● **GIVEN MATERIAL**:
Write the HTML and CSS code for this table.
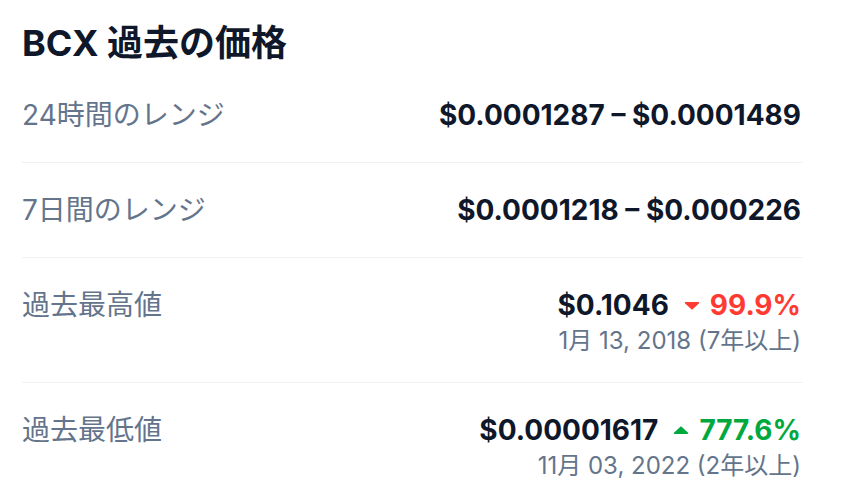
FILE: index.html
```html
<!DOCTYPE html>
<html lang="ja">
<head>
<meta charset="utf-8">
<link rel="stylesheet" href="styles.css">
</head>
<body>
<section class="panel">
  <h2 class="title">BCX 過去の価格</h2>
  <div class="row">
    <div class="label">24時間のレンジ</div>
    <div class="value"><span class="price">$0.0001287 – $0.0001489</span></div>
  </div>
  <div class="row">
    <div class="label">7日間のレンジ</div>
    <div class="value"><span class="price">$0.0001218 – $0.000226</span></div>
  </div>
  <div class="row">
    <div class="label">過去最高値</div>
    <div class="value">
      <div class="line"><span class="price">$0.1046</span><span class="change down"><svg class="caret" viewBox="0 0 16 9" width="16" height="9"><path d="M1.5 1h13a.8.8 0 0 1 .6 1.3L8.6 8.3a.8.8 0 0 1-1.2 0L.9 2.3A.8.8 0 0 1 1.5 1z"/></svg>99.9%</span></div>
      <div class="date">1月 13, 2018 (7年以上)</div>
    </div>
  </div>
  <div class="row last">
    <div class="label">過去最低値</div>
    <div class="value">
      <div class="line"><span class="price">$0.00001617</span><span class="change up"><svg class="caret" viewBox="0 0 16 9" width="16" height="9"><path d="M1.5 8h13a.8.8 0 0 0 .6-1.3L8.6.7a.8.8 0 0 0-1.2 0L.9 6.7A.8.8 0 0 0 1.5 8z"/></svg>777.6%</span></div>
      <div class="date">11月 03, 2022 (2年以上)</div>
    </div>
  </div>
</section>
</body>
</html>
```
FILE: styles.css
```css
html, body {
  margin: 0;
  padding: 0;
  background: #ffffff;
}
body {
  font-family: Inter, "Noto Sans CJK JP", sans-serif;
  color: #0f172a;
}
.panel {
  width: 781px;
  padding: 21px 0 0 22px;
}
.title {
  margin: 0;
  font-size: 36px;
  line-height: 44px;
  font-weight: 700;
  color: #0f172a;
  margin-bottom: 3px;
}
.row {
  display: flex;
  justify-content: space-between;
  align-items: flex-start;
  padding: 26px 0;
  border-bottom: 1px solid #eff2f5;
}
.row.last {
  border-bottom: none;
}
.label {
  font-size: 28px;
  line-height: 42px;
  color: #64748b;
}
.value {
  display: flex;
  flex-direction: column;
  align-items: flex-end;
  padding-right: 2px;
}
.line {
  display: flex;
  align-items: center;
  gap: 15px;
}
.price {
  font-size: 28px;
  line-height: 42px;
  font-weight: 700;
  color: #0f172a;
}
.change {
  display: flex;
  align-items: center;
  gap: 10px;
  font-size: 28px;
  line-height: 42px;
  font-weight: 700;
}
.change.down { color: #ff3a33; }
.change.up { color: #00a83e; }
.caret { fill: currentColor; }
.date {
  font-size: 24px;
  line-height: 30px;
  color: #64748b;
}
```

● **DESCRIPTION OF THE TASK**: Write out the listing word for word, omitting the pictures it holds.

● **RESPONSE**:
Write the HTML and CSS code for this table.
FILE: index.html
```html
<!DOCTYPE html>
<html lang="ja">
<head>
<meta charset="utf-8">
<link rel="stylesheet" href="styles.css">
</head>
<body>
<section class="panel">
  <h2 class="title">BCX 過去の価格</h2>
  <div class="row">
    <div class="label">24時間のレンジ</div>
    <div class="value"><span class="price">$0.0001287 – $0.0001489</span></div>
  </div>
  <div class="row">
    <div class="label">7日間のレンジ</div>
    <div class="value"><span class="price">$0.0001218 – $0.000226</span></div>
  </div>
  <div class="row">
    <div class="label">過去最高値</div>
    <div class="value">
      <div class="line"><span class="price">$0.1046</span><span class="change down"><svg class="caret" viewBox="0 0 16 9" width="16" height="9"><path d="M1.5 1h13a.8.8 0 0 1 .6 1.3L8.6 8.3a.8.8 0 0 1-1.2 0L.9 2.3A.8.8 0 0 1 1.5 1z"/></svg>99.9%</span></div>
      <div class="date">1月 13, 2018 (7年以上)</div>
    </div>
  </div>
  <div class="row last">
    <div class="label">過去最低値</div>
    <div class="value">
      <div class="line"><span class="price">$0.00001617</span><span class="change up"><svg class="caret" viewBox="0 0 16 9" width="16" height="9"><path d="M1.5 8h13a.8.8 0 0 0 .6-1.3L8.6.7a.8.8 0 0 0-1.2 0L.9 6.7A.8.8 0 0 0 1.5 8z"/></svg>777.6%</span></div>
      <div class="date">11月 03, 2022 (2年以上)</div>
    </div>
  </div>
</section>
</body>
</html>
```
FILE: styles.css
```css
html, body {
  margin: 0;
  padding: 0;
  background: #ffffff;
}
body {
  font-family: Inter, "Noto Sans CJK JP", sans-serif;
  color: #0f172a;
}
.panel {
  width: 781px;
  padding: 21px 0 0 22px;
}
.title {
  margin: 0;
  font-size: 36px;
  line-height: 44px;
  font-weight: 700;
  color: #0f172a;
  margin-bottom: 3px;
}
.row {
  display: flex;
  justify-content: space-between;
  align-items: flex-start;
  padding: 26px 0;
  border-bottom: 1px solid #eff2f5;
}
.row.last {
  border-bottom: none;
}
.label {
  font-size: 28px;
  line-height: 42px;
  color: #64748b;
}
.value {
  display: flex;
  flex-direction: column;
  align-items: flex-end;
  padding-right: 2px;
}
.line {
  display: flex;
  align-items: center;
  gap: 15px;
}
.price {
  font-size: 28px;
  line-height: 42px;
  font-weight: 700;
  color: #0f172a;
}
.change {
  display: flex;
  align-items: center;
  gap: 10px;
  font-size: 28px;
  line-height: 42px;
  font-weight: 700;
}
.change.down { color: #ff3a33; }
.change.up { color: #00a83e; }
.caret { fill: currentColor; }
.date {
  font-size: 24px;
  line-height: 30px;
  color: #64748b;
}
```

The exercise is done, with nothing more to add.